Plus le diamètre du dôme est important, plus l’image virtuelle sera éloignée de la caméra, et plus on arrivera à avoir une image nette simultanément dans l’air et dans l’eau.
Avec une courte focale et un peu de profondeur de champs, on peut obtenir une image mi-air / mi-eau nette, avec le même angle de champs dans l’air et dans l’eau, comme sur le photogramme ci-dessous.
synthèse
Si le splashbag est automatiquement associé à un hublot plan, de part sa conception, et de ce fait destiné à des prises de vues de surface, le caisson sous-marin n’est quant a lui pas forcément utilisé avec un dôme sphérique.
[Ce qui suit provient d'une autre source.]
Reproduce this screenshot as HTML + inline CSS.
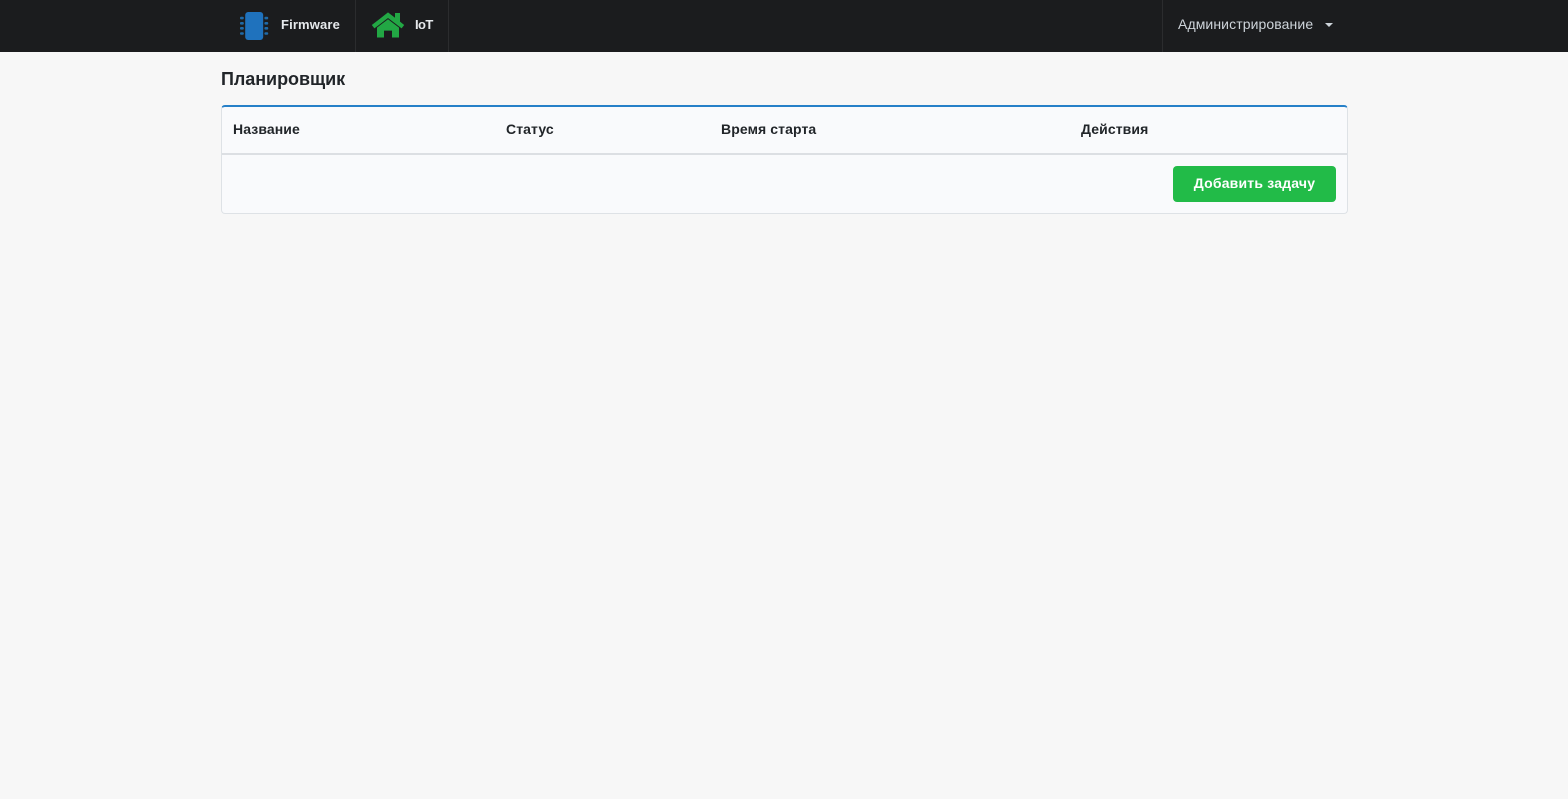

Dans le caisson, avec une configuration caméra et optique déterminée, on pourra choisir d’utiliser un dôme ou un hublot plan selon les images à réaliser (plan entièrement sous-l’eau, passage de la surface, action du personnage, etc…).
hublot plan (splashbag ou caisson)
les plus
+ Facilité de mise en oeuvre (dans le cas d’un splashbag)
+ L’eau déperle facilement
+ Mise au point en mi-air mi-eau plus aisée qu’avec un dome
les moins
- En courte focale, qualité d’image dégradée sous l’eau.
- Grossissement peu esthétique
dome sphérique (caisson)
les plus
+ Qualité optique optimale sous l’eau
+ Pas de grossissement, la notion de focale est inchangée
+ Meilleure stabilité, plus hydrodynamique.
les moins
- À la surface, flare ou gouttes d’eau plus compliquées à gérer.
- Mise au point plus complexe
- Entrée et sortie d’eau plus compliquées, à cause notamment de la mise au point.
conseils pratiques
Pour un plan où la surface (extérieur) est majoritaire
> le hublot plan
Pour un plan ou le sous-marin est majoritaire
> le dôme
Pour un plan dit mi-air / mi-eau
> dôme en priorité,
> mais plutôt hublot plan s’il y a un mouvement compliqué pour le point.